Street, private site and face-to-face fundraising was halted in March as a result of the coronavirus crisis and only resumed again in July.

Daniel Fluskey, head of policy and external affairs at the IoF, tweeted that there were “two major inaccuracies in the article unfortunately”, including the statement that the new guidance had been introduced as a result of the rise in complaints, which he said was not true.

The guidance, which was jointly produced by the regulator and the IoF, was published in June, before fundraising resumed after lockdown – something Gerald Oppenheim, the regulator’s chief executive, told Third Sector was an important point “in defence of charities”.

Fluskey also disputed claims in The Times article that charities had been warned not to chase potential donors down the street as a result of Covid-19.

“This would never have been acceptable.
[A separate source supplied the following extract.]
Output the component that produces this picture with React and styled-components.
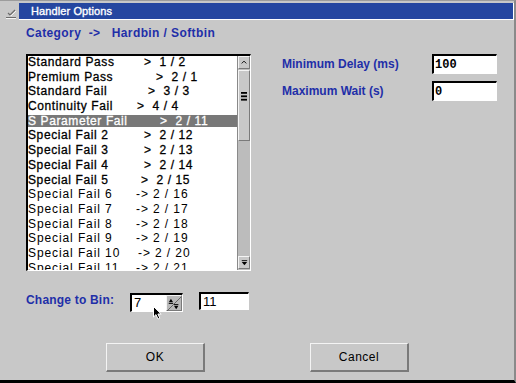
import React from 'react';
import styled, { createGlobalStyle } from 'styled-components';

const GlobalStyle = createGlobalStyle`
  html, body {
    margin: 0;
    padding: 0;
    background: #c8c8c8;
  }
  body {
    font-family: "Liberation Sans", Arial, sans-serif;
  }
`;

const bins = [
  { name: 'Standard Pass', map: '>  1 / 2', col: 116, bold: true },
  { name: 'Premium Pass', map: '>  2 / 1', col: 128, bold: true },
  { name: 'Standard Fail', map: '>  3 / 3', col: 120, bold: true },
  { name: 'Continuity Fail', map: '>  4 / 4', col: 109, bold: true },
  { name: 'S Parameter Fail', map: '>  2 / 11', col: 132, bold: true, selected: true },
  { name: 'Special Fail 2', map: '>  2 / 12', col: 116, bold: true },
  { name: 'Special Fail 3', map: '>  2 / 13', col: 116, bold: true },
  { name: 'Special Fail 4', map: '>  2 / 14', col: 116, bold: true },
  { name: 'Special Fail 5', map: '>  2 / 15', col: 113, bold: true },
  { name: 'Special Fail 6', map: '-> 2 / 16', col: 108 },
  { name: 'Special Fail 7', map: '-> 2 / 17', col: 108 },
  { name: 'Special Fail 8', map: '-> 2 / 18', col: 108 },
  { name: 'Special Fail 9', map: '-> 2 / 19', col: 108 },
  { name: 'Special Fail 10', map: '-> 2 / 20', col: 110 },
  { name: 'Special Fail 11', map: '-> 2 / 21', col: 108 },
];

const App = () => {
  return (
    <>
      <GlobalStyle />
      <Window>
        <TitleBar>
          <SysIcon>
            <svg width="19" height="17" viewBox="0 0 19 17">
              <polyline points="8,10 10,12 15,7" fill="none" stroke="#f4f4f4" strokeWidth="1" transform="translate(1,1)" />
              <polyline points="8,10 10,12 15,7" fill="none" stroke="#6a6a6a" strokeWidth="1.2" />
              <line x1="6" y1="14.5" x2="16" y2="14.5" stroke="#6a6a6a" strokeWidth="1" />
              <line x1="6" y1="15.5" x2="16" y2="15.5" stroke="#f4f4f4" strokeWidth="1" />
            </svg>
          </SysIcon>
          <Caption>Handler Options</Caption>
        </TitleBar>

        <Body>
          <Heading>{'Category  ->   Hardbin / Softbin'}</Heading>

          <MainRow>
            <ListBox>
              <Items>
                {bins.map((b) => (
                  <Row key={b.name} $selected={b.selected} $bold={b.bold}>
                    <BinName $col={b.col}>{b.name}</BinName>
                    <BinMap>{b.map}</BinMap>
                  </Row>
                ))}
              </Items>
              <ScrollBar>
                <ArrowButton>
                  <svg width="11" height="11" viewBox="0 0 11 11">
                    <polyline points="3,6.5 5.5,4 8,6.5" fill="none" stroke="#000" strokeWidth="1" />
                  </svg>
                </ArrowButton>
                <Thumb>
                  <svg width="6" height="9" viewBox="0 0 6 9">
                    <rect x="0" y="0" width="6" height="1.8" fill="#000" />
                    <rect x="0" y="3.4" width="6" height="1.8" fill="#000" />
                    <rect x="0" y="6.8" width="6" height="1.8" fill="#000" />
                  </svg>
                </Thumb>
                <Track />
                <ArrowButton>
                  <svg width="11" height="11" viewBox="0 0 11 11">
                    <rect x="3" y="3" width="6" height="1" fill="#000" />
                    <polygon points="3,5 9,5 6,8.5" fill="#000" />
                  </svg>
                </ArrowButton>
              </ScrollBar>
            </ListBox>

            <Settings>
              <FormRow>
                <FieldLabel>Minimum Delay (ms)</FieldLabel>
                <Field value="100" readOnly />
              </FormRow>
              <FormRow>
                <FieldLabel>Maximum Wait (s)</FieldLabel>
                <Field value="0" readOnly />
              </FormRow>
            </Settings>
          </MainRow>

          <BinRow>
            <BinLabel>Change to Bin:</BinLabel>
            <SpinBox>
              <SpinText>7</SpinText>
              <SpinButton>
                <svg width="16" height="16" viewBox="0 0 16 16">
                  <line x1="0" y1="16" x2="16" y2="0" stroke="#5a5a5a" strokeWidth="1" />
                  <polygon points="2,6 7,6 4.5,2" fill="#000" />
                  <rect x="2" y="7" width="5" height="1" fill="#000" />
                  <rect x="8" y="8" width="5" height="1" fill="#000" />
                  <polygon points="8,10 13,10 10.5,14" fill="#000" />
                </svg>
              </SpinButton>
              <Cursor>
                <svg width="10" height="14" viewBox="0 0 10 14">
                  <path d="M0.5 0.5 L0.5 11 L3 8.6 L5 13 L6.8 12.2 L4.9 8 L8.2 8 Z" fill="#000" stroke="#fff" strokeWidth="1" />
                </svg>
              </Cursor>
            </SpinBox>
            <SoftBox>11</SoftBox>
          </BinRow>

          <ButtonRow>
            <PushButton>OK</PushButton>
            <PushButton>Cancel</PushButton>
          </ButtonRow>
        </Body>
      </Window>
    </>
  );
};

export default App;

const Window = styled.div`
  width: 516px;
  height: 383px;
  box-sizing: border-box;
  background: #c8c8c8;
  border-top: 1px solid #9c9c9c;
  border-right: 2px solid #8a8a8a;
  border-bottom: 3px solid #000;
  overflow: hidden;
`;

const TitleBar = styled.div`
  display: flex;
  padding-top: 2px;
  height: 17px;
`;

const SysIcon = styled.div`
  width: 19px;
  flex: 0 0 19px;
  display: flex;
  align-items: flex-start;
`;

const Caption = styled.div`
  flex: 1;
  height: 16px;
  line-height: 16px;
  background: #2546a0;
  border-right: 1px solid #fff;
  border-bottom: 1px solid #fff;
  padding-left: 12px;
  color: #fff;
  font-size: 11px;
  letter-spacing: 0.1px;
  -webkit-text-stroke: 0.35px #fff;
`;

const Body = styled.div`
  padding-left: 26px;
`;

const Heading = styled.div`
  margin-top: 6px;
  height: 14px;
  line-height: 14px;
  white-space: pre;
  color: #1f2fa8;
  font-weight: bold;
  font-size: 12px;
  letter-spacing: 0.4px;
`;

const MainRow = styled.div`
  display: flex;
  margin-top: 14px;
`;

const ListBox = styled.div`
  display: flex;
  width: 225px;
  height: 217px;
  box-sizing: border-box;
  background: #fff;
  border-top: 2px solid #000;
  border-left: 2px solid #000;
  border-bottom: 1px solid #fff;
  border-right: 1px solid #fff;
`;

const Items = styled.div`
  flex: 1;
  overflow: hidden;
`;

const Row = styled.div`
  display: flex;
  height: 14.7px;
  line-height: 13px;
  font-size: 12px;
  white-space: pre;
  letter-spacing: ${({ $bold }) => ($bold ? '0.6px' : '0.9px')};
  -webkit-text-stroke: ${({ $bold, $selected }) =>
    $bold ? `0.3px ${$selected ? '#fff' : '#000'}` : '0'};
  color: ${({ $selected }) => ($selected ? '#fff' : '#000')};
  background: ${({ $selected }) =>
    $selected ? 'linear-gradient(#787878 0 12px, transparent 12px)' : 'transparent'};
`;

const BinName = styled.span`
  flex: 0 0 ${({ $col }) => $col}px;
  overflow: hidden;
`;

const BinMap = styled.span`
  white-space: pre;
`;

const ScrollBar = styled.div`
  width: 13px;
  display: flex;
  flex-direction: column;
  background: #bcbcbc;
  border-left: 1px solid #8a8a8a;
  padding-bottom: 1px;
  box-sizing: border-box;
`;

const bevel = `
  box-sizing: border-box;
  background: #c8c8c8;
  border-top: 1px solid #f4f4f4;
  border-left: 1px solid #f4f4f4;
  border-bottom: 1px solid #7a7a7a;
  border-right: 1px solid #7a7a7a;
`;

const ArrowButton = styled.div`
  ${bevel}
  height: 13px;
  display: flex;
  align-items: center;
  justify-content: center;
`;

const Thumb = styled.div`
  ${bevel}
  height: 71px;
  margin-top: 1px;
  display: flex;
  justify-content: center;
  padding-top: 21px;
`;

const Track = styled.div`
  flex: 1;
`;

const Settings = styled.div`
  display: flex;
  flex-direction: column;
  gap: 7px;
  margin-left: 31px;
`;

const FormRow = styled.div`
  display: flex;
  align-items: center;
`;

const FieldLabel = styled.span`
  width: 150px;
  color: #1f2fa8;
  font-weight: bold;
  font-size: 12px;
`;

const sunken = `
  box-sizing: border-box;
  background: #fff;
  border-top: 2px solid #000;
  border-left: 2px solid #000;
  border-bottom: 1px solid #fff;
  border-right: 1px solid #fff;
  outline: none;
`;

const Field = styled.input`
  ${sunken}
  width: 65px;
  height: 20px;
  margin: 0;
  padding: 0 0 0 1px;
  font-family: "Liberation Mono", "Courier New", monospace;
  font-weight: bold;
  font-size: 12px;
  color: #000;
`;

const BinRow = styled.div`
  display: flex;
  align-items: flex-start;
  margin-top: 21px;
  height: 20px;
`;

const BinLabel = styled.span`
  width: 104px;
  line-height: 17px;
  color: #1f2fa8;
  font-weight: bold;
  font-size: 12px;
  letter-spacing: 0.2px;
`;

const SpinBox = styled.div`
  ${sunken}
  position: relative;
  display: flex;
  width: 53px;
  height: 19px;
  margin-top: 1px;
`;

const SpinText = styled.span`
  flex: 1;
  padding-left: 2px;
  line-height: 16px;
  font-size: 13px;
  color: #000;
`;

const SpinButton = styled.div`
  ${bevel}
  background: #b8b8b8;
  width: 16px;
  height: 16px;
  display: flex;
`;

const Cursor = styled.div`
  position: absolute;
  left: 21px;
  top: 11px;
  line-height: 0;
`;

const SoftBox = styled.div`
  ${sunken}
  width: 50px;
  height: 18px;
  margin-left: 16px;
  padding-left: 2px;
  line-height: 15px;
  font-size: 13px;
  color: #000;
`;

const ButtonRow = styled.div`
  display: flex;
  gap: 105px;
  margin-top: 31px;
  padding-left: 80px;
`;

const PushButton = styled.button`
  width: 99px;
  height: 29px;
  margin: 0;
  padding: 0;
  box-sizing: border-box;
  background: #c8c8c8;
  border-style: solid;
  border-width: 1px 2px 2px 1px;
  border-color: #f4f4f4 #7a7a7a #7a7a7a #f4f4f4;
  font-family: "Liberation Sans", Arial, sans-serif;
  font-size: 12px;
  letter-spacing: 0.5px;
  color: #000;
`;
This isn’t new, fundraisers haven’t now suddenly been told not to do this – it’s been the case for years,” he said.

He highlighted a tweet from last week by the Times journalist who wrote the article, asking for people to get in touch with their own recent experiences of fundraising which they felt were unacceptable or broke the rules.

The article did not contain any examples of individuals’ experience of bad practice.

Oppenheim said: “As ever with articles in newspapers, things get compressed and left out.”

He said the regulator had experienced an increase in complaints during July, but that this was because complaints had fallen by seven per cent while face-to-face fundraising was paused, before returning to pre-pandemic levels in July.

He said the regulator had received 87 complaints in July – slightly higher than usual for that time of year, when complaints would normally be low because many people were on holiday – and that the number of complaints in the first week of September had also been high.

But he said: “This does not reflect the fact that charities are doing anything wrong or breaching the guidance, but that, given what everybody’s been through since mid-March, there is a level of anxiety in the public about people coming up to them face-to-face… that’s an important point to remember.

“If you’re feeling anxious about being out and a fundraiser approaches you, from even a two-metre distance people have a wariness about that, and that’s what the complaints are reflecting.”

He said charities “want and need to go back to public fundraising” to make up for losses in income and rise in demand during lockdown, but that they did need to balance this with an awareness of how members of the public might be feeling.

These comments echo those made by Harris in The Times article, where he said: “The whole point is some people will be very anxious, more anxious than usual, about interacting with others, and it is essential that fundraising behaviour respects that.”